以《佛光》为例,这首蕴含更为丰富,表现更为绮丽的作品,同围围其他的作品一样,其语言与我们以往的语言方式并不搭界,作者不“浪漫”也不“超现实”也不其他,而仅只停留在愿望和描述中,这至少存在几种可能:(1)这个围围没文化。(2)他完全地摒弃了我们津津乐道的“文化”甚至修辞。(3)一个“外星人”,没被我们之前的文化沾染。所幸我记起自己在一个回复中所说过的话:我这个人话多,也许是因为我比较喜欢思考吧,哈哈,就当我是在思考吧。这段话的前部我是在标榜某种价值甚至意义,而在后部我是在消解这种价值或者意义。这里的原因在于:当一部分人以文化来标榜自己的时候,会有另一部分人选择逃避这种“文化”,这类同于当一部分人批量地制造“崇高”与“美好”,另一部分人选择了逃避“崇高”以及“美好”。而这无疑是一种后现代主义的“零价值”“零意义”的语言方式。只是围围在他的诗歌文本中表现的更为纯粹和彻底。是的,不管围围是否意识到自己定位在何处,我都要说:后现代的“零度写作”在围围的作品中得到了充分的展现和使用。
当许多的诗人在追求后现代性价值写作,把口语诗歌写的越来越土、越旧,越来越脏的时候,许多人却是在忽视着一种真正的典范式的后现代主义文本写作,这不能不让人感到遗憾。金子通常是在沙子的后面,对此现象,能做出的理解或许是:金子挤不过勤奋向上的沙子,沙子更欣赏和喜欢沙子。
今年,我打算重新种一株向日葵:
除草,浇水,
施肥,洒药。
我打算把它栽培成这个样子:
个子高高的,像故乡的小河边
那棵木电线杆,用影子过河。
脸庞大大的,像纸喇叭
在电线杆上,朝着田野说话。
我打算慢慢纠正它的坏习惯,
让它慢慢做到:
开花,倒扣着开。
结果,倒扣着结。
早晨起来,背朝太阳;
上午中午下午,背朝太阳。
我还打算写一个便条提示它:
太阳并不喜欢我们看它,
而是喜欢我们看它看着的地方。
传统的中国人,会把自己理解不了,但又表现出独异才能的人,称为“天才”,这在很大程度上,与一些人在“解读”方面的无所作为相关,面对这个围围,我或许无能做的更好一些。这里抛开那些心灵的习学者的文本写作,写作的差异性与写作者其所经受的环境密切相关,或者说是心灵的历史与结构方式是环境的挤压与塑造的结果,这表现为每个人相对于他人都有着不同的心灵地貌与环境资源,也是一些人适合做一些事,另一些人适合做另一些事情的原因,而这在本质上是不能被模仿的。

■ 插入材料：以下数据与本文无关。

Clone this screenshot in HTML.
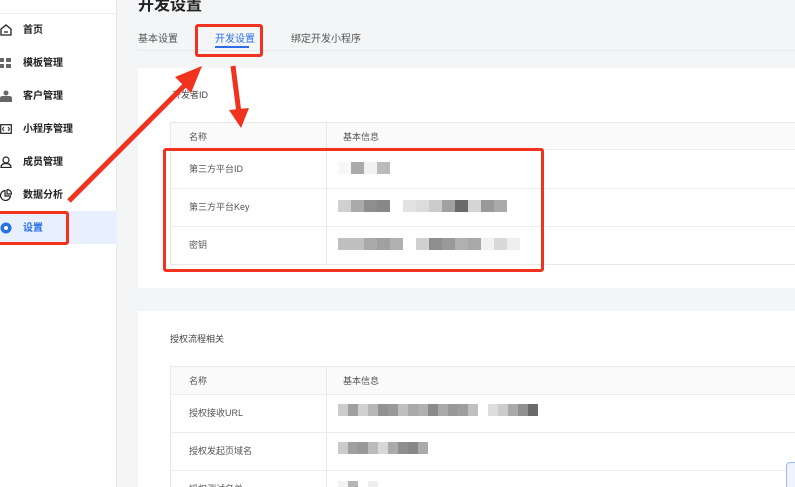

细心的朋友或许还能觉察到,我在副标题里使用了“围围体”这个看来已被用烂了的描述,我唯一能做出的解释是这种诗歌文本写作方式应是围围所特有的,对于一个可能给当代中文诗歌写作开辟出一条全新道路的人,诗歌应给予其首创的足够的认识与尊重。而围围写作在更深处还具有着东方色彩、根基与原因。我在一个评论回复中也曾对人说过:当代中国诗歌以作品能够与世界一流现代后现代诗人平起平坐,而不显愧色的恐怕只有我们的“天才”诗人。